Trois jours après le terrible tremblement de terre qui a frappé le centre du pays, les secours sont toujours engagés dans une course contre-la-montre pour retrouver d’éventuels survivants sous les décombres. Mardi matin, le bilan dépassait déjà les 2800 morts. Le tremblement de terre survient en pleine saison touristique, secteur crucial pour l’économie marocaine qui commençait à peine à sortir la tête de l’eau après la pandémie.
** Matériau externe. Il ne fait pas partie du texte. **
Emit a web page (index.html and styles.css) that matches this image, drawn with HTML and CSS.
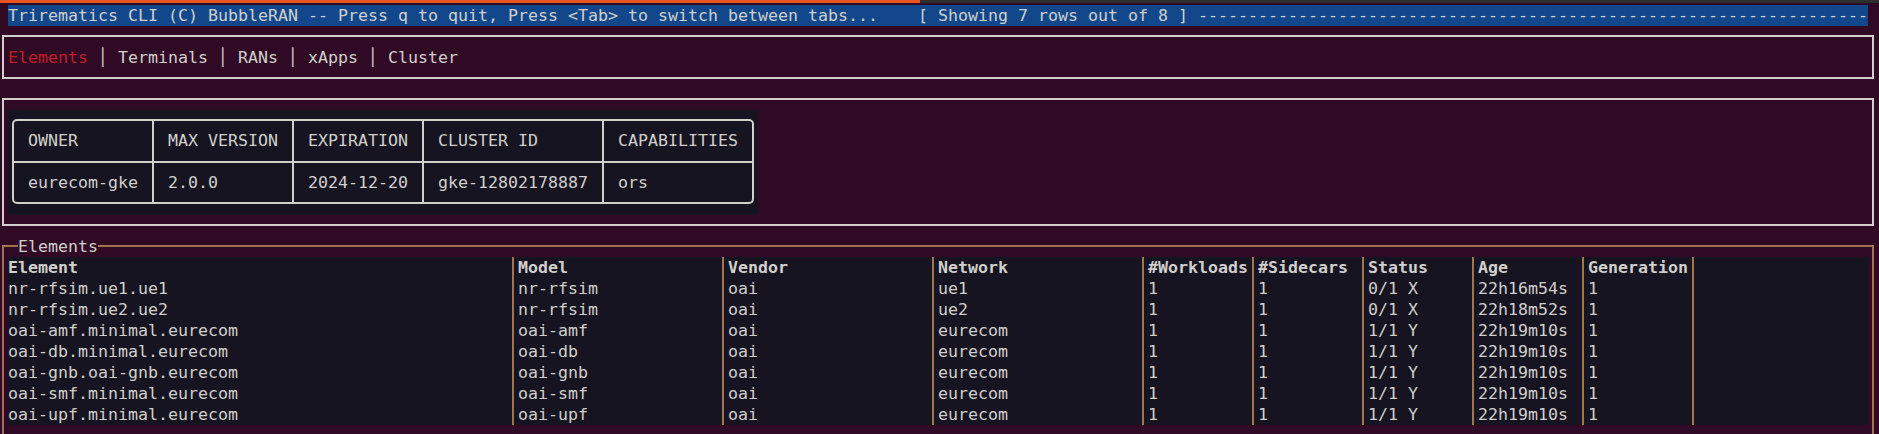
FILE: index.html
```html
<!DOCTYPE html>
<html>
<head>
<meta charset="utf-8">
<title>Trirematics CLI</title>
<link rel="stylesheet" href="styles.css">
</head>
<body>
<div class="tabstrip"><div class="tabstrip-active"></div><div class="tabstrip-rest"></div></div>
<div class="screen">
  <div class="titlebar">Trirematics CLI (C) BubbleRAN -- Press q to quit, Press &lt;Tab&gt; to switch between tabs...    [ Showing 7 rows out of 8 ] -------------------------------------------------------------------</div>

  <div class="panel panel-tabs"><span class="tab tab-active">Elements</span> <span class="tab-sep">│</span> <span class="tab">Terminals</span> <span class="tab-sep">│</span> <span class="tab">RANs</span> <span class="tab-sep">│</span> <span class="tab">xApps</span> <span class="tab-sep">│</span> <span class="tab">Cluster</span></div>

  <div class="panel panel-info">
    <div class="info-surface">
      <div class="info-table">
        <div class="info-cell info-head">OWNER</div>
        <div class="info-cell info-head">MAX VERSION</div>
        <div class="info-cell info-head">EXPIRATION</div>
        <div class="info-cell info-head">CLUSTER ID</div>
        <div class="info-cell info-head">CAPABILITIES</div>
        <div class="info-cell info-data">eurecom-gke</div>
        <div class="info-cell info-data">2.0.0</div>
        <div class="info-cell info-data">2024-12-20</div>
        <div class="info-cell info-data">gke-12802178887</div>
        <div class="info-cell info-data">ors</div>
      </div>
    </div>
  </div>

  <div class="panel panel-elements">
    <span class="legend">Elements</span>
    <div class="grid-table">
      <div class="cell first th">Element</div><div class="cell th">Model</div><div class="cell th">Vendor</div><div class="cell th">Network</div><div class="cell th">#Workloads</div><div class="cell th">#Sidecars</div><div class="cell th">Status</div><div class="cell th">Age</div><div class="cell th">Generation</div><div class="cell last"></div>

      <div class="cell first">nr-rfsim.ue1.ue1</div><div class="cell">nr-rfsim</div><div class="cell">oai</div><div class="cell">ue1</div><div class="cell">1</div><div class="cell">1</div><div class="cell">0/1 X</div><div class="cell">22h16m54s</div><div class="cell">1</div><div class="cell last"></div>

      <div class="cell first">nr-rfsim.ue2.ue2</div><div class="cell">nr-rfsim</div><div class="cell">oai</div><div class="cell">ue2</div><div class="cell">1</div><div class="cell">1</div><div class="cell">0/1 X</div><div class="cell">22h18m52s</div><div class="cell">1</div><div class="cell last"></div>

      <div class="cell first">oai-amf.minimal.eurecom</div><div class="cell">oai-amf</div><div class="cell">oai</div><div class="cell">eurecom</div><div class="cell">1</div><div class="cell">1</div><div class="cell">1/1 Y</div><div class="cell">22h19m10s</div><div class="cell">1</div><div class="cell last"></div>

      <div class="cell first">oai-db.minimal.eurecom</div><div class="cell">oai-db</div><div class="cell">oai</div><div class="cell">eurecom</div><div class="cell">1</div><div class="cell">1</div><div class="cell">1/1 Y</div><div class="cell">22h19m10s</div><div class="cell">1</div><div class="cell last"></div>

      <div class="cell first">oai-gnb.oai-gnb.eurecom</div><div class="cell">oai-gnb</div><div class="cell">oai</div><div class="cell">eurecom</div><div class="cell">1</div><div class="cell">1</div><div class="cell">1/1 Y</div><div class="cell">22h19m10s</div><div class="cell">1</div><div class="cell last"></div>

      <div class="cell first">oai-smf.minimal.eurecom</div><div class="cell">oai-smf</div><div class="cell">oai</div><div class="cell">eurecom</div><div class="cell">1</div><div class="cell">1</div><div class="cell">1/1 Y</div><div class="cell">22h19m10s</div><div class="cell">1</div><div class="cell last"></div>

      <div class="cell first">oai-upf.minimal.eurecom</div><div class="cell">oai-upf</div><div class="cell">oai</div><div class="cell">eurecom</div><div class="cell">1</div><div class="cell">1</div><div class="cell">1/1 Y</div><div class="cell">22h19m10s</div><div class="cell">1</div><div class="cell last"></div>
    </div>
  </div>
</div>
</body>
</html>
```

FILE: styles.css
```css
html, body {
  margin: 0;
  padding: 0;
}
body {
  background: #300a24;
  color: #d0cfcc;
  font-family: "DejaVu Sans Mono", "Liberation Mono", monospace;
  font-size: 16.61px;
  line-height: 21px;
  width: 1879px;
  height: 434px;
  overflow: hidden;
}

.tabstrip {
  display: flex;
  height: 3px;
}
.tabstrip-active {
  width: 920px;
  background: #e95420;
}
.tabstrip-rest {
  flex: 1;
  background: #2e2e2e;
}

.screen {
  padding-top: 2px;
}

.titlebar {
  margin-left: 8px;
  width: 1860px;
  height: 21px;
  background: #12488b;
  color: #d0cfcc;
  white-space: pre;
  overflow: hidden;
}

.panel {
  margin-left: 2px;
  width: 1872px;
  box-sizing: border-box;
  border: 2px solid #d0cfcc;
}

.panel-tabs {
  margin-top: 9px;
  height: 44px;
  padding: 10px 0 9px 4px;
  white-space: pre;
}
.tab {
  color: #d0cfcc;
}
.tab-active {
  color: #c01c28;
}
.tab-sep {
  color: #d0cfcc;
}

.panel-info {
  margin-top: 19px;
  height: 128px;
  padding: 10px 4px 9px 4px;
}
.info-surface {
  width: 750px;
  height: 105px;
  box-sizing: border-box;
  background: #171421;
  padding: 9px 0 0 4px;
}
.info-table {
  display: grid;
  grid-template-columns: 138px 140px 130px 180px 150px;
  width: 742px;
  box-sizing: border-box;
  border: 2px solid #d0cfcc;
  border-radius: 5px;
}
.info-cell {
  box-sizing: border-box;
  padding-left: 14px;
  white-space: pre;
}
.info-cell:not(:nth-child(5n+1)) {
  border-left: 2px solid #d0cfcc;
}
.info-head {
  height: 42px;
  line-height: 40px;
  border-bottom: 2px solid #d0cfcc;
}
.info-data {
  height: 39px;
  line-height: 40px;
}

.panel-elements {
  position: relative;
  margin-top: 19px;
  height: 192px;
  border-color: #a2734c;
  padding: 10px 4px 0 4px;
}
.legend {
  position: absolute;
  left: 14px;
  top: -11px;
  background: #300a24;
  color: #d0cfcc;
  line-height: 21px;
  white-space: pre;
}

.grid-table {
  display: grid;
  grid-template-columns: 506px repeat(3, 210px) repeat(5, 110px) 174px;
  width: 1860px;
  background: #171421;
}
.cell {
  box-sizing: border-box;
  height: 21px;
  padding-left: 4px;
  border-right: 2px solid #a2734c;
  white-space: pre;
  overflow: hidden;
}
.cell.first {
  padding-left: 0;
}
.cell.last {
  border-right: 0;
}
.th {
  font-weight: bold;
}
```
« Marrakech tourne grâce au tourisme. S’il n’y a plus de touristes, les gens ne travaillent pas et ils ne pourront plus manger. Je pense à tous mes amis qui ont des hôtels, des maisons d’hôtes : la pire des choses, ce serait de ne pas les faire travailler. Pour eux ce serait presque pire qu’un séisme. » Les propos de cette habitante de Marrakech recueillis par RFI dès dimanche résument l’inquiétude de nombreux habitants des régions sinistrées qui craignent qu’une fois la poussière retombée de constater qu’ils ont perdu aussi leur principale source de revenu.
À ce stade, les professionnels du secteur que RFI a pu contacter se veulent plutôt rassurants et n’observent pas de vague d’annulations. Mais pour comprendre pourquoi une habitante de Marrakech en arrive à dire que l’absence de touristes serait presque « pire qu’un séisme », il faut bien comprendre l’importance du secteur pour le Maroc et pour la région de Marrakech en particulier. Des pays du Maghreb, le Maroc est celui qui dépend le plus fortement du tourisme : avant la pandémie le secteur représentait entre 8 et 10 % du PIB, et faisait vivre près d’un Marocain sur 10. C’était aussi une source de devises, d’après les analystes de BNP Paribas les revenus du tourisme représentaient 15 % des recettes courantes.
Un secteur qui avait déjà beaucoup souffert de la pandémie
Des performances qui se conjuguent à l’imparfait parce que le tourisme avait déjà beaucoup souffert de la pandémie de Covid-19 : en 2020 le tourisme avait connu une chute vertigineuse : 80 % de touristes en moins par rapport à 2019. La situation s’était à peine améliorée en 2021. Le vrai rebond a commencé l’an dernier : Il y a eu en 2022… Onze millions de voyageurs, soit un peu plus de 80 % des 13 millions de touristes recensés en 2019 avant le Covid. 2023 devait être l’année de la confirmation, du retour à la normale. Le gouvernement a fourni beaucoup d’efforts pour faire revenir les touristes, au début de l’année Rabat s’était même réjoui d’avoir dépassé les records de fréquentation d’avant Covid. Ce séisme arrive donc au pire moment, à quelques semaines du pic de la saison touristique à Marrakech fin septembre.
La situation est d’autant plus inquiétante que Marrakech se trouve être la région la plus touristique du pays. À elle toute seule, la ville de Marrakech attire un touriste sur quatre au Maroc. Si la vieille ville et les allées labyrinthiques de la Médina qu’arpentent chaque année des millions de touristes ont été relativement préservées, les régions montagneuses au sud de Marrakech ont-elles été particulièrement touchées.
Une région pauvre, prisées des randonneurs et des trekkeurs
Les images et les témoignages qui nous parviennent laissent deviner l’ampleur des dégâts. Non seulement les habitations sont à terre mais aussi les villages et les bivouacs qui accueillaient trekkeurs et randonneurs en été et les skieurs en hiver. Or cette région pauvre du Maroc est particulièrement dépendante du tourisme. S’il y a peu d’annulations d’après les agences de voyage, en revanche les séjours prévus dans cette région sont redirigés vers d’autres provinces du Maroc épargnées par le séisme. L’urgence c’est de retrouver des survivants et il est évidemment hors de question d’encombrer les routes au moment où les secours peinent toujours à rejoindre certains villages isolés. Puis viendra le temps du deuil et de la reconstruction. Mais dans un troisième temps, la question du retour des touristes dans ces régions montagneuses va se poser aussi, celle du soutien aux habitants privés de leur principale source de revenus aussi.
Pour cela le Maroc devrait pouvoir compter sur les Marocains de la diaspora. D’après les chiffres du ministère du Tourisme, les Marocains Résidents à l’Étranger représentent depuis dix ans près de la moitié des touristes recensés chaque année. Le pays a fait de gros efforts pour développer le tourisme interne : ils étaient presque 8 millions l’an dernier, plus qu’avant la pandémie. À voir les démonstrations de solidarité de la diaspora marocaine ces derniers jours on a toutes les raisons de penser que les Marocains de l’étranger continueront à être au rendez-vous.